Investigação dos efeitos da posição de impressão e geometria da matriz no processo de extrusão polimérica com pellets visando a manufatura aditiva

Abstract

The trend of additive manufacturing (AM), also known as 3D printing, has been gaining prominence in the industry in recent years, consequently, a growing front of studies has been conducted to ensure quality and productivity. There are several efforts in different directions to expand knowledge, breaking barriers in 3D printing, specifically in Fused Deposition Modeling (FDM), such as the manufacture of parts using directly fused pellets (FPM) and the increase of the dimensional scale of the printed parts, towards the production of large volume parts (LFAM-Large-Format Additive Manufacturing). Exploiting the advantages of 3D printing using polymeric pellet material directly, this study uses ABS (acrylonitrile butadiene styrene) as a raw material and a laboratory single-screw extruder to investigate the effects of flow rate on varying the print position and final geometry of the extruded filament as a function of the dedicated nozzle geometric shape. The patterns were analyzed from a series of 72 extrusion conditions.
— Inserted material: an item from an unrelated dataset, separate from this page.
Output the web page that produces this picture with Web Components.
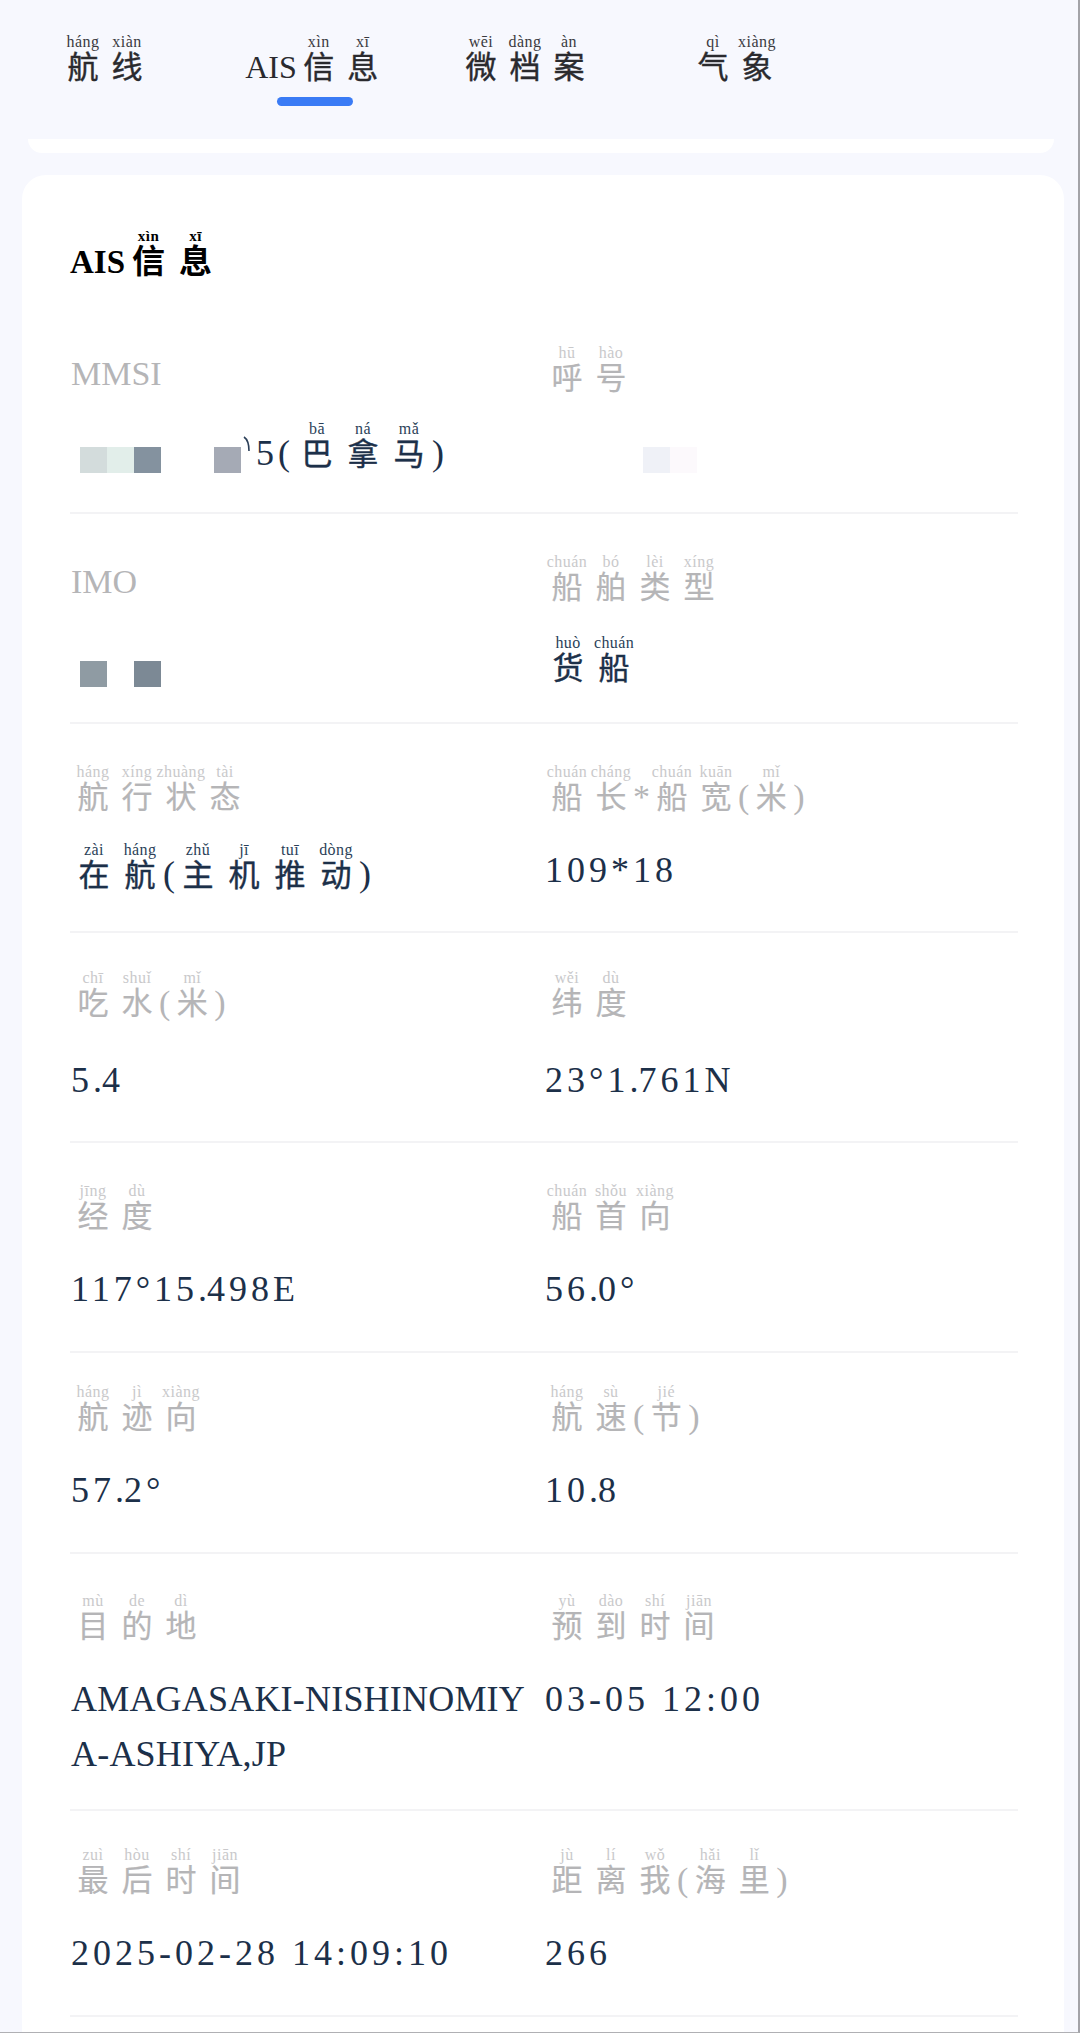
<!DOCTYPE html>
<html lang="zh"><head><meta charset="utf-8"><title>AIS</title>
<style>
html,body{margin:0;padding:0;background:#f7f8fe}
body{width:1080px;height:2033px;overflow:hidden;box-sizing:border-box;border-right:2px solid #a3a3a8;border-bottom:1px solid #b0b0b4;font-family:"Liberation Serif","Noto Sans CJK SC",serif}
</style></head><body>
<ais-page>
<tab-bar>
  <tab-item text="航:háng 线:xiàn"></tab-item>
  <tab-item active text="AIS 信:xìn 息:xī"></tab-item>
  <tab-item text="微:wēi 档:dàng 案:àn"></tab-item>
  <tab-item text="气:qì 象:xiàng"></tab-item>
</tab-bar>
<sliver-card></sliver-card>
<info-card title-text="AIS 信:xìn 息:xī">
  <ais-row style="--h:208px">
    <ais-field label="MMSI" value="5( 巴:bā 拿:ná 马:mǎ )" style="--vpad:185px;--lt:26px;--vt:32px"><mosaic-patch style="--x:10px;--y:141px;--c:#d3dcdc"></mosaic-patch><mosaic-patch style="--x:37px;--y:141px;--c:#e2eeea"></mosaic-patch><mosaic-patch style="--x:64px;--y:141px;--c:#84929f"></mosaic-patch><mosaic-patch style="--x:144px;--y:141px;--c:#a5aab5"></mosaic-patch><digit-scrap></digit-scrap></ais-field>
    <ais-field label="呼:hū 号:hào" value="&nbsp;" style="--lt:30px;--vt:26px"><mosaic-patch style="--x:99px;--y:141px;--c:#eff1f7"></mosaic-patch><mosaic-patch style="--x:126px;--y:141px;--c:#fcf9fc"></mosaic-patch></ais-field>
  </ais-row>
  <ais-row style="--h:210px">
    <ais-field label="IMO" value="&nbsp;" style="--lt:26px"><mosaic-patch style="--x:10px;--y:147px;--c:#8f9ba3"></mosaic-patch><mosaic-patch style="--x:64px;--y:147px;--c:#7c8995"></mosaic-patch></ais-field>
    <ais-field label="船:chuán 舶:bó 类:lèi 型:xíng" value="货:huò 船:chuán" style="--lt:31px;--vt:33px"></ais-field>
  </ais-row>
  <ais-row style="--h:209px">
    <ais-field label="航:háng 行:xíng 状:zhuàng 态:tài" value="在:zài 航:háng ( 主:zhǔ 机:jī 推:tuī 动:dòng )" style="--lt:31px;--vt:30px"></ais-field>
    <ais-field label="船:chuán 长:cháng * 船:chuán 宽:kuān ( 米:mǐ )" value="109*18" style="--lt:31px;--vt:26px"></ais-field>
  </ais-row>
  <ais-row style="--h:210px">
    <ais-field label="吃:chī 水:shuǐ ( 米:mǐ )" value="5.4" style="--lt:28px;--vt:30px"></ais-field>
    <ais-field label="纬:wěi 度:dù" value="23°1.761N" style="--lt:28px;--vt:30px"></ais-field>
  </ais-row>
  <ais-row style="--h:210px">
    <ais-field label="经:jīng 度:dù" value="117°15.498E" style="--lt:31px;--vt:26px"></ais-field>
    <ais-field label="船:chuán 首:shǒu 向:xiàng" value="56.0°" style="--lt:31px;--vt:26px"></ais-field>
  </ais-row>
  <ais-row style="--h:201px">
    <ais-field label="航:háng 迹:jì 向:xiàng" value="57.2°" style="--lt:22px;--vt:26px"></ais-field>
    <ais-field label="航:háng 速:sù ( 节:jié )" value="10.8" style="--lt:22px;--vt:26px"></ais-field>
  </ais-row>
  <ais-row style="--h:257px">
    <ais-field label="目:mù 的:de 地:dì" value="AMAGASAKI-NISHINOMIYA-ASHIYA,JP" style="--vls:.2px;--lt:30px;--vt:26px"></ais-field>
    <ais-field label="预:yù 到:dào 时:shí 间:jiān" value="03-05&nbsp;12:00" style="--lt:30px;--vt:26px"></ais-field>
  </ais-row>
  <ais-row style="--h:206px">
    <ais-field label="最:zuì 后:hòu 时:shí 间:jiān" value="2025-02-28&nbsp;14:09:10" style="--lt:27px;--vt:26px"></ais-field>
    <ais-field label="距:jù 离:lí 我:wǒ ( 海:hǎi 里:lǐ )" value="266" style="--lt:27px;--vt:26px"></ais-field>
  </ais-row>
</info-card>
</ais-page>
<script>
const define=(name,css,html,extra)=>{
  const t=document.createElement('template');
  t.innerHTML=`<style>${css}</style>${html}`;
  customElements.define(name,class extends HTMLElement{
    constructor(){super();this.attachShadow({mode:'open'}).appendChild(t.content.cloneNode(true));}
    connectedCallback(){extra&&extra(this,this.shadowRoot);}
  });
};
const esc=s=>s.replace(/&/g,'&amp;').replace(/</g,'&lt;');
define('py-text',`
  :host{display:inline}
  ruby{display:inline-block;position:relative;width:var(--box,44px);text-align:center;letter-spacing:0;font-size:var(--han-size,inherit);line-height:36px;-webkit-text-stroke:var(--han-stroke,0)}
  rt{display:block;position:absolute;left:50%;bottom:calc(100% - 1px);transform:translateX(-50%);white-space:nowrap;font-size:var(--rt-size,16px);letter-spacing:var(--rt-ls,.5px);color:var(--rt-color,inherit);font-weight:inherit;line-height:18px;-webkit-text-stroke:0}
  .paren,.dot{letter-spacing:0}
`,`<span id="o"></span>`,(el,root)=>{
  const tokens=(el.getAttribute('text')||'').split(' ');
  root.getElementById('o').innerHTML=tokens.map(tok=>{
    const m=tok.match(/^([\u4e00-\u9fff]):(.+)$/);
    if(m)return `<ruby>${esc(m[1])}<rt>${esc(m[2])}</rt></ruby>`;
    if(/^[()]$/.test(tok))return `<span class="paren">${esc(tok)}</span>`;
    return esc(tok).replace(/\./g,'<span class="dot">.</span>');
  }).join('');
});
define('ais-page',`:host{display:block}`,`<slot></slot>`);
define('tab-bar',`:host{display:grid;grid-template-columns:repeat(4,210px);height:139px;box-sizing:border-box;padding-top:45px;align-items:start}`,`<slot></slot>`);
define('tab-item',`
  :host{display:block;text-align:center;font-size:32px;line-height:44px;color:#2a2a2e;--rt-size:16px;--rt-color:#3a3a3e;--box:44px;--han-size:31px;--han-stroke:.4px;white-space:nowrap}
  #bar{width:76px;height:9px;border-radius:5px;background:#3a7bf5;margin:8px auto 0;visibility:hidden}
  :host([active]) #bar{visibility:visible}
`,`<div id="t"></div><div id="bar"></div>`,(el,root)=>{
  root.getElementById('t').innerHTML=`<py-text text="${el.getAttribute('text')}"></py-text>`;
});
define('sliver-card',`:host{display:block;height:14px;margin:0 24px 22px 28px;background:#fff;border-radius:0 0 14px 14px}`,``);
define('info-card',`
  :host{display:block;margin:0 14px 0 22px;background:#fff;border-radius:24px 24px 0 0;padding:0 46px 0 48px;box-sizing:border-box;height:1860px}
  h2{margin:0;height:131px;box-sizing:border-box;padding-top:60px;font-size:33px;line-height:54px;font-weight:700;color:#000;--rt-size:15px;--box:47px;--han-size:33px;--rt-color:#000;--rt-ls:.5px}
`,`<h2 id="t"></h2><slot></slot>`,(el,root)=>{
  root.getElementById('t').innerHTML=`<py-text text="${el.getAttribute('title-text')}"></py-text>`;
});
define('ais-row',`:host{display:grid;grid-template-columns:474px 1fr;height:var(--h);box-sizing:border-box;border-bottom:2px solid #f3f3f5}`,`<slot></slot>`);
define('ais-field',`
  :host{display:block;position:relative;padding-top:var(--lt,26px);padding-left:1px;min-width:0}
  #l{height:62px;display:flex;align-items:flex-end;font-size:34px;line-height:40px;color:#b5b5b7;--han-size:31px;--han-stroke:.2px;--box:44px;--rt-size:16px;--rt-color:#c9c9cb;--rt-ls:.5px;white-space:nowrap}
  #v{margin-top:var(--vt,28px);padding-left:var(--vpad,0);font-size:36px;line-height:55px;letter-spacing:var(--vls,4px);color:#1c3049;--han-size:31px;--han-stroke:.4px;--box:46px;--rt-size:16px;--rt-color:#2b3f58;--rt-ls:.4px;word-break:break-all}
`,`<div id="l"></div><div id="v"></div><slot></slot>`,(el,root)=>{
  root.getElementById('l').innerHTML=`<div><py-text text="${el.getAttribute('label')}"></py-text></div>`;
  root.getElementById('v').innerHTML=`<py-text text="${el.getAttribute('value')}"></py-text>`;
});
define('mosaic-patch',`:host{position:absolute;left:var(--x);top:var(--y);width:27px;height:26px;background:var(--c)}`,``);
define('digit-scrap',`:host{position:absolute;left:173px;top:130px;width:8px;height:16px}svg{display:block}`,`<svg width="8" height="16" viewBox="0 0 8 16"><path d="M1 1C4 3 6 8 6 15" fill="none" stroke="#2b3f58" stroke-width="1.6"/></svg>`);
</script>
</body></html>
By collecting and analyzing the operating data, the linear relationship between screw rotation and extruder mass flow rate was confirmed, and it was possible to get the characteristic values of this equipment. The internal pressure in the screw is strongly influenced by the screw rotation speed. A variation of the density of the extruded material was identified at rotations lower than 20 rpm. For rotations equal to or greater than 20 rpm, a stability of the density is noted, confirming the rotation range of 30 - 60 rpm suggested by the manufacturer. From the geometric shape of the extruded filaments, it was evident the influence of the viscoelastic effect of the polymeric material (Barus effect) and proved its normal expansion ratio directly related to the geometric section shape of the nozzle, in agreement with the numerical simulations in previous studies. With the dedicated geometric nozzle shape, it was possible to extrude filaments with final quadratic geometry, which favors in decreasing the void density. The understanding and control of these phenomenons lead to advances and breakthroughs regarding the mastery of direct extrusion processes with polymer pellets in distinct printing positions, final extruded filament geometry, improved planar adhesion between strip and layer faces, and shorter extrusion time in medium and large formate 3D printing.